→ Your goal
An exact reproduction of the records is required, with all images left out.

→ Materials provided
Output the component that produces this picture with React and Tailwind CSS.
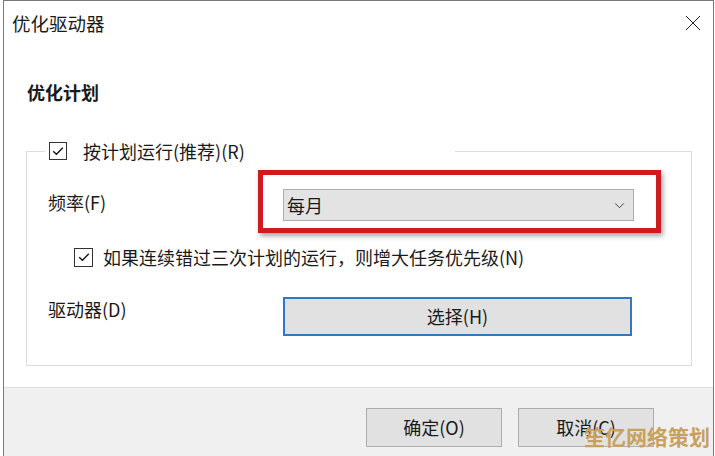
import React from "react";

const font = { fontFamily: '"Noto Sans CJK SC", "Noto Sans", sans-serif' };

// small check box drawn like the Win10 one
function CheckBox({ size = "w-[18px] h-[18px]" }) {
  return (
    <span className={`${size} shrink-0 border border-[#333] bg-white flex items-center justify-center`}>
      <svg viewBox="0 0 16 16" className="w-[14px] h-[14px]" fill="none" stroke="#111" strokeWidth="1.5">
        <path d="M2.5 8.2 L6.2 11.8 L13.5 4.2" />
      </svg>
    </span>
  );
}

function Button({ children, className = "" }) {
  return (
    <button className={`h-[39px] bg-[#e1e1e1] text-[18px] text-[#1a1a1a] flex items-center justify-center ${className}`}>
      {children}
    </button>
  );
}

export default function App() {
  return (
    <div className="w-[715px] h-[456px] bg-white overflow-hidden" style={font}>
      <div className="ml-[3px] w-[711px] h-full flex flex-col border-l border-r border-t border-[#7a7a7a] text-[#1a1a1a]">
        <div className="flex-1">
          {/* title bar */}
          <div className="flex items-center justify-between pt-[10px] pl-[8px] pr-[12px]">
            <span className="text-[18.5px] leading-[24px]">优化驱动器</span>
            <svg viewBox="0 0 16 16" className="w-[16px] h-[16px]" fill="none" stroke="#222" strokeWidth="1">
              <path d="M1 1 L15 15 M15 1 L1 15" />
            </svg>
          </div>

          <div className="mt-[45px] pl-[23px] text-[18px] leading-[24px] font-bold">优化计划</div>

          <fieldset className="mt-[37px] ml-[22px] w-[666px] border border-[#dcdcdc] pb-[29px]">
            <legend className="ml-[18px] w-[410px] pl-[4px] bg-white">
              <span className="flex items-center h-[20px]">
                <CheckBox />
                <span className="ml-[16px] text-[18px] leading-[20px]">按计划运行(推荐)(R)</span>
              </span>
            </legend>

            <div className="pl-[21px]">
              <div className="mt-[28px] flex items-center">
                <span className="w-[235px] text-[18px] leading-[24px] pb-[7px]">频率(F)</span>
                <div className="relative">
                  <div className="absolute -left-[25px] -top-[19px] w-[403px] h-[63px] border-[5px] border-[#cf1b1e] shadow-[2px_3px_5px_rgba(0,0,0,0.35)]"></div>
                  <div className="w-[351px] h-[32px] bg-[#e3e3e3] border border-[#adadad] flex items-center justify-between pl-[3px] pr-[8px]">
                    <span className="text-[18px] leading-[24px]">每月</span>
                    <svg viewBox="0 0 12 8" className="w-[11px] h-[7px]" fill="none" stroke="#333" strokeWidth="1">
                      <path d="M1 1.5 L6 6.5 L11 1.5" />
                    </svg>
                  </div>
                </div>
              </div>

              <div className="mt-[26px] ml-[26px] flex items-center">
                <CheckBox size="w-[19px] h-[19px]" />
                <span className="ml-[10px] text-[18px] leading-[20px]">如果连续错过三次计划的运行，则增大任务优先级(N)</span>
              </div>

              <div className="mt-[30px] flex items-start">
                <span className="w-[235px] text-[18px] leading-[24px]">驱动器(D)</span>
                <Button className="w-[349px] border-2 border-[#2f78c4]">选择(H)</Button>
              </div>
            </div>
          </fieldset>
        </div>

        {/* bottom bar */}
        <div className="relative h-[69px] bg-[#f0f0f0] border-t border-[#dfdfdf] flex justify-end items-start pt-[20px] pr-[59px] gap-[16px]">
          <Button className="w-[136px] border border-[#adadad]">确定(O)</Button>
          <Button className="w-[136px] border border-[#adadad]">取消(C)</Button>
          <span className="absolute left-[580px] top-[34px] text-[21px] leading-[28px] font-bold text-[#c9a15f] whitespace-nowrap">笙亿网络策划</span>
        </div>
      </div>
    </div>
  );
}
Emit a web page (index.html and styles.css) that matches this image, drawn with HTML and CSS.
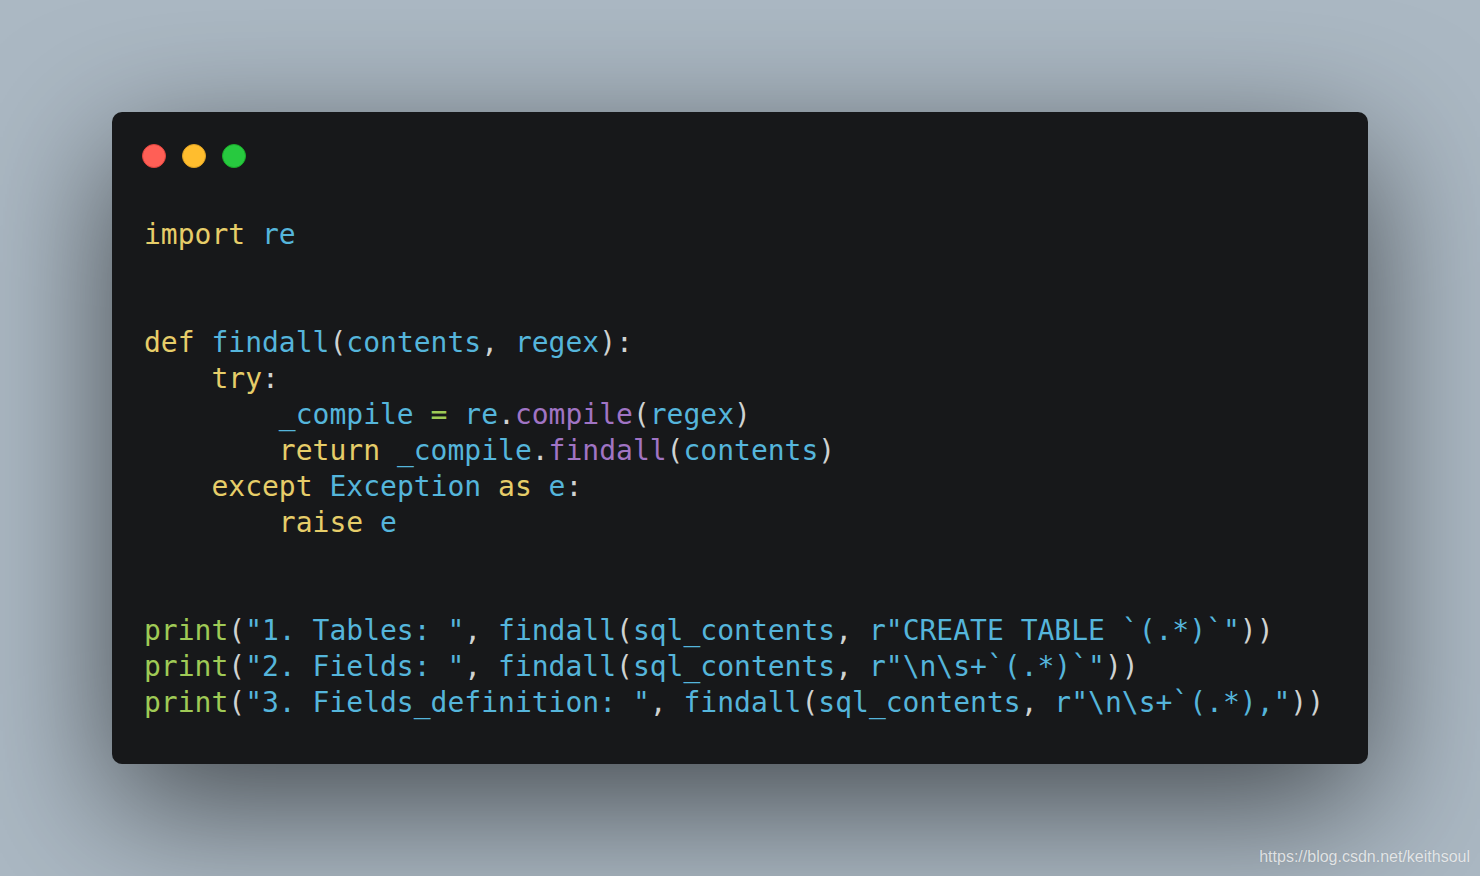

→ Result of this task
Output the component that produces this picture with React and Tailwind CSS.
import React from "react";

const font = { fontFamily: '"Noto Sans CJK SC", "Noto Sans", sans-serif' };

// small check box drawn like the Win10 one
function CheckBox({ size = "w-[18px] h-[18px]" }) {
  return (
    <span className={`${size} shrink-0 border border-[#333] bg-white flex items-center justify-center`}>
      <svg viewBox="0 0 16 16" className="w-[14px] h-[14px]" fill="none" stroke="#111" strokeWidth="1.5">
        <path d="M2.5 8.2 L6.2 11.8 L13.5 4.2" />
      </svg>
    </span>
  );
}

function Button({ children, className = "" }) {
  return (
    <button className={`h-[39px] bg-[#e1e1e1] text-[18px] text-[#1a1a1a] flex items-center justify-center ${className}`}>
      {children}
    </button>
  );
}

export default function App() {
  return (
    <div className="w-[715px] h-[456px] bg-white overflow-hidden" style={font}>
      <div className="ml-[3px] w-[711px] h-full flex flex-col border-l border-r border-t border-[#7a7a7a] text-[#1a1a1a]">
        <div className="flex-1">
          {/* title bar */}
          <div className="flex items-center justify-between pt-[10px] pl-[8px] pr-[12px]">
            <span className="text-[18.5px] leading-[24px]">优化驱动器</span>
            <svg viewBox="0 0 16 16" className="w-[16px] h-[16px]" fill="none" stroke="#222" strokeWidth="1">
              <path d="M1 1 L15 15 M15 1 L1 15" />
            </svg>
          </div>

          <div className="mt-[45px] pl-[23px] text-[18px] leading-[24px] font-bold">优化计划</div>

          <fieldset className="mt-[37px] ml-[22px] w-[666px] border border-[#dcdcdc] pb-[29px]">
            <legend className="ml-[18px] w-[410px] pl-[4px] bg-white">
              <span className="flex items-center h-[20px]">
                <CheckBox />
                <span className="ml-[16px] text-[18px] leading-[20px]">按计划运行(推荐)(R)</span>
              </span>
            </legend>

            <div className="pl-[21px]">
              <div className="mt-[28px] flex items-center">
                <span className="w-[235px] text-[18px] leading-[24px] pb-[7px]">频率(F)</span>
                <div className="relative">
                  <div className="absolute -left-[25px] -top-[19px] w-[403px] h-[63px] border-[5px] border-[#cf1b1e] shadow-[2px_3px_5px_rgba(0,0,0,0.35)]"></div>
                  <div className="w-[351px] h-[32px] bg-[#e3e3e3] border border-[#adadad] flex items-center justify-between pl-[3px] pr-[8px]">
                    <span className="text-[18px] leading-[24px]">每月</span>
                    <svg viewBox="0 0 12 8" className="w-[11px] h-[7px]" fill="none" stroke="#333" strokeWidth="1">
                      <path d="M1 1.5 L6 6.5 L11 1.5" />
                    </svg>
                  </div>
                </div>
              </div>

              <div className="mt-[26px] ml-[26px] flex items-center">
                <CheckBox size="w-[19px] h-[19px]" />
                <span className="ml-[10px] text-[18px] leading-[20px]">如果连续错过三次计划的运行，则增大任务优先级(N)</span>
              </div>

              <div className="mt-[30px] flex items-start">
                <span className="w-[235px] text-[18px] leading-[24px]">驱动器(D)</span>
                <Button className="w-[349px] border-2 border-[#2f78c4]">选择(H)</Button>
              </div>
            </div>
          </fieldset>
        </div>

        {/* bottom bar */}
        <div className="relative h-[69px] bg-[#f0f0f0] border-t border-[#dfdfdf] flex justify-end items-start pt-[20px] pr-[59px] gap-[16px]">
          <Button className="w-[136px] border border-[#adadad]">确定(O)</Button>
          <Button className="w-[136px] border border-[#adadad]">取消(C)</Button>
          <span className="absolute left-[580px] top-[34px] text-[21px] leading-[28px] font-bold text-[#c9a15f] whitespace-nowrap">笙亿网络策划</span>
        </div>
      </div>
    </div>
  );
}
Emit a web page (index.html and styles.css) that matches this image, drawn with HTML and CSS.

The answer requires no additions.